Church service at Holy Church near Rescue 1
4 weeks ago
3 comments:
interesting thoughts on dreams, mark. i too have often wondered. i think that what i think (however i'm not entirely sure) is that most dreams are of the 'blue box' variety, but some can and do have emotional, mental, and/or spiritual significance.
and i enjoyed reading the poem...
and wow, mark, quite the story in your last post about your blood test, and quite the reflective conclusion!
however, i must correct you and say that it wasn't over a decade ago the last time you passed out. i will never forget you passing out at the beaver creek garbage dump 2 years ago. as you fell back your head just barely missed a big block of cement. that was a scary moment. glad that one is in the past!
but onto more pleasent things...
like spring robins, butterflies, and pussy willows...
ok, all done.
dayna
Dayna: Doh! I forgot about that one! To be fair though I had my my hand cut up and had lost some feeling in it. As for the dreams stuff, I suppose that all dreams can't be 'blue box" as there are many examples of God using dreams in the Bible. . .
-Mark
I too am of the mind that dreams help us deal with things that happen while we are awake.
When Grandma Funk died, I had horrible nightmares for a while. There was nothing really scary about the scene, it was the colors that frightened me and the location of those colors. I went to my pastor and told him my dream and he helped me put meaning to those colors.
I realized much later that in my dreams, I was dealing with the realization that I had just lost one of the most significant members of my family. I was trying to figure out how the family dynamic would change now that she was gone. Once I had come to terms with the fact that my family would never be the same and that was okay, the dreams stopped.

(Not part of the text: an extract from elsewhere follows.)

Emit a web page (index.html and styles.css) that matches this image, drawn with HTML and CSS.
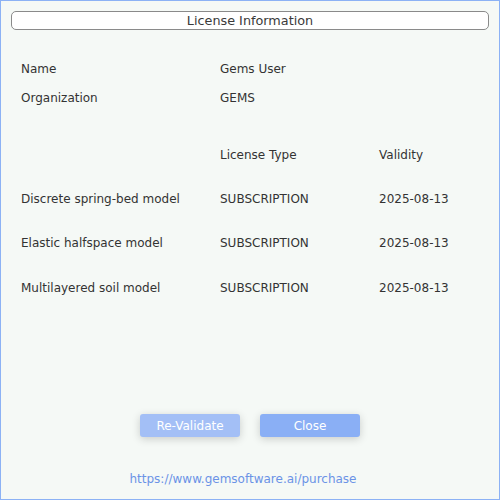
FILE: index.html
```html
<!DOCTYPE html>
<html>
<head>
<meta charset="utf-8">
<link rel="stylesheet" href="styles.css">
</head>
<body>
<div class="window">
  <div class="title">License Information</div>
  <div class="info">
    <div class="row r-name"><span class="c1">Name</span><span class="c2">Gems User</span></div>
    <div class="row r-org"><span class="c1">Organization</span><span class="c2">GEMS</span></div>
    <div class="row r-head"><span class="c1"></span><span class="c2">License Type</span><span class="c3">Validity</span></div>
    <div class="row r-data"><span class="c1">Discrete spring-bed model</span><span class="c2">SUBSCRIPTION</span><span class="c3">2025-08-13</span></div>
    <div class="row r-data"><span class="c1">Elastic halfspace model</span><span class="c2">SUBSCRIPTION</span><span class="c3">2025-08-13</span></div>
    <div class="row r-data r-last"><span class="c1">Multilayered soil model</span><span class="c2">SUBSCRIPTION</span><span class="c3">2025-08-13</span></div>
  </div>
  <div class="spacer"></div>
  <div class="buttons">
    <button class="btn btn-light">Re-Validate</button>
    <button class="btn btn-main">Close</button>
  </div>
  <div class="link">https://www.gemsoftware.ai/purchase</div>
</div>
</body>
</html>
```
FILE: styles.css
```css
html, body {
  margin: 0;
  padding: 0;
}
body {
  width: 500px;
  height: 500px;
  font-family: "DejaVu Sans", sans-serif;
  font-size: 12px;
  color: #333333;
}
.window {
  box-sizing: border-box;
  width: 500px;
  height: 500px;
  border: 1px solid #8cb2f5;
  background: #f5f9f6;
  display: flex;
  flex-direction: column;
  padding: 10px 10px 0 10px;
}
.title {
  height: 17px;
  border: 1px solid #8a8a8a;
  border-radius: 5px;
  background: #ffffff;
  text-align: center;
  line-height: 17px;
  font-size: 12.8px;
  color: #3a3a3a;
}
.info {
  padding-left: 10px;
  margin-top: 25px;
}
.row {
  display: flex;
  align-items: center;
  height: 28px;
}
.r-org {
  height: 30px;
}
.r-head {
  margin-top: 28px;
}
.r-data {
  margin-top: 16px;
}
.r-last {
  margin-top: 17px;
}
.c1 {
  width: 199px;
}
.c2 {
  width: 159px;
}
.spacer {
  flex: 1;
}
.buttons {
  display: flex;
  justify-content: center;
  gap: 20px;
  margin-bottom: 35px;
}
.btn {
  width: 100px;
  height: 23px;
  border: none;
  border-radius: 3px;
  color: #ffffff;
  font-family: "DejaVu Sans", sans-serif;
  font-size: 12px;
  padding: 0;
  box-shadow: 0 2px 8px rgba(0, 0, 0, 0.18);
}
.btn-light {
  background: #a3bff6;
}
.btn-main {
  background: #8aaff5;
}
.link {
  text-align: center;
  color: #6b93e6;
  padding-right: 14px;
  height: 14px;
  line-height: 14px;
  margin-bottom: 13px;
}
```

I don't think we can really process all the thoughts and feelings we have in the course of a day. Our dreams are our body's way of dealing with the excess "stuff" that's in our brains. I for one, am glad that God made my body in such a way that I can figure things out, even in my sleep.
FYI, I think that your poem is really good! I was almost in the dream with you - you have a great way of describing things!
Hope you're doing well. Take care of yourself!